BRIEF →
Find the lines below that contain the string "styled". Copy each one.

INPUT MATERIAL →
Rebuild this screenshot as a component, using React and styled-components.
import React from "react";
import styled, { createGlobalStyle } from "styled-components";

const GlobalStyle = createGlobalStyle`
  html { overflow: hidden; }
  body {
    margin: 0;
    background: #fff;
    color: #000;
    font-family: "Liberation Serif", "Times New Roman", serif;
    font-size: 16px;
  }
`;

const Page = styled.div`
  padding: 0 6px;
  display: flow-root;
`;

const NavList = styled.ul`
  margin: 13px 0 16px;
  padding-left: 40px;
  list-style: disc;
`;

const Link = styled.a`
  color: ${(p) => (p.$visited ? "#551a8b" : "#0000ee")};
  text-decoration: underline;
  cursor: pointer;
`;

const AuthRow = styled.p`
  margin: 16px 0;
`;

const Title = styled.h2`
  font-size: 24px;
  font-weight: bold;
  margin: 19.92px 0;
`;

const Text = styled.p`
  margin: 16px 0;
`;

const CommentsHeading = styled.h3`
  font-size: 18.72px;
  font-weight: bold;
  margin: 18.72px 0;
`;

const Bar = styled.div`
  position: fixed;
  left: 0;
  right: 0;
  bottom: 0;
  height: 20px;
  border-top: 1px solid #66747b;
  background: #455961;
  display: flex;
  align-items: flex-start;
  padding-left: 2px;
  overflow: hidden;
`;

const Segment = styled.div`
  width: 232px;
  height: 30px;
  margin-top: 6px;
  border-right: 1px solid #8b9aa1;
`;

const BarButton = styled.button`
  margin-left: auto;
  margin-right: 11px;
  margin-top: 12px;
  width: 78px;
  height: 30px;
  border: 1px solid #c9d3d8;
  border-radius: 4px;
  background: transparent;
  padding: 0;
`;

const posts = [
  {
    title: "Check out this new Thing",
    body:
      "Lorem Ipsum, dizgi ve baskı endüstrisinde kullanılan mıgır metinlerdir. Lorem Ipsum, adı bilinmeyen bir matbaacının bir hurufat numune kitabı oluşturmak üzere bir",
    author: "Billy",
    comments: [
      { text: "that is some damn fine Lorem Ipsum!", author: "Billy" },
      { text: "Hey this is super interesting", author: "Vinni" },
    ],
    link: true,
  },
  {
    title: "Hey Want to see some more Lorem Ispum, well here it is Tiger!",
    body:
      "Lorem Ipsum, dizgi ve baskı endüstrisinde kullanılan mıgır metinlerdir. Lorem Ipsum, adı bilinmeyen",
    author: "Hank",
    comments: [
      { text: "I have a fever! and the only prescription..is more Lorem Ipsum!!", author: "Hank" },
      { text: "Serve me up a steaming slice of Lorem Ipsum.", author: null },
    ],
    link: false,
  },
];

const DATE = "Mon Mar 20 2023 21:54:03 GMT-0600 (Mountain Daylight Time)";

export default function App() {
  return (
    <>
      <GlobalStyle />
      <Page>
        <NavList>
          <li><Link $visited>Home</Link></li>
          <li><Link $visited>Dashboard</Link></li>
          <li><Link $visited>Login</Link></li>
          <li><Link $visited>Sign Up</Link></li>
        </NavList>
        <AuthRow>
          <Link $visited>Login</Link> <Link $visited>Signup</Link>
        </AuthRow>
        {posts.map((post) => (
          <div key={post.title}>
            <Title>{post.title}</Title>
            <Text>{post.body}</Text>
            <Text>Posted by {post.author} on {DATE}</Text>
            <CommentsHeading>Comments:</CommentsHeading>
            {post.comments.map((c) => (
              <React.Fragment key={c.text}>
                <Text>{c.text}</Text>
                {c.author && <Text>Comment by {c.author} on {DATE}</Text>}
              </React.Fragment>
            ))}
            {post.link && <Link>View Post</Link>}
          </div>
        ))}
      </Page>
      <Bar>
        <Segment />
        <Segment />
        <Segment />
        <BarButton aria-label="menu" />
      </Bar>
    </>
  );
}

==

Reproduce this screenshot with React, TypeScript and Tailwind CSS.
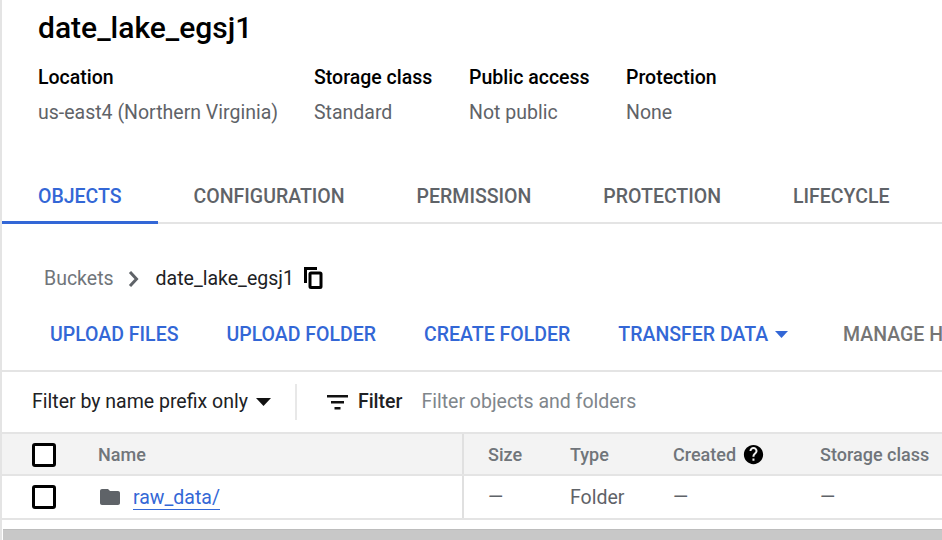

RESULT OF THE EXERCISE →
Rebuild this screenshot as a component, using React and styled-components.
import styled, { createGlobalStyle } from "styled-components";
const Page = styled.div`
const NavList = styled.ul`
const Link = styled.a`
const AuthRow = styled.p`
const Title = styled.h2`
const Text = styled.p`
const CommentsHeading = styled.h3`
const Bar = styled.div`
const Segment = styled.div`
const BarButton = styled.button`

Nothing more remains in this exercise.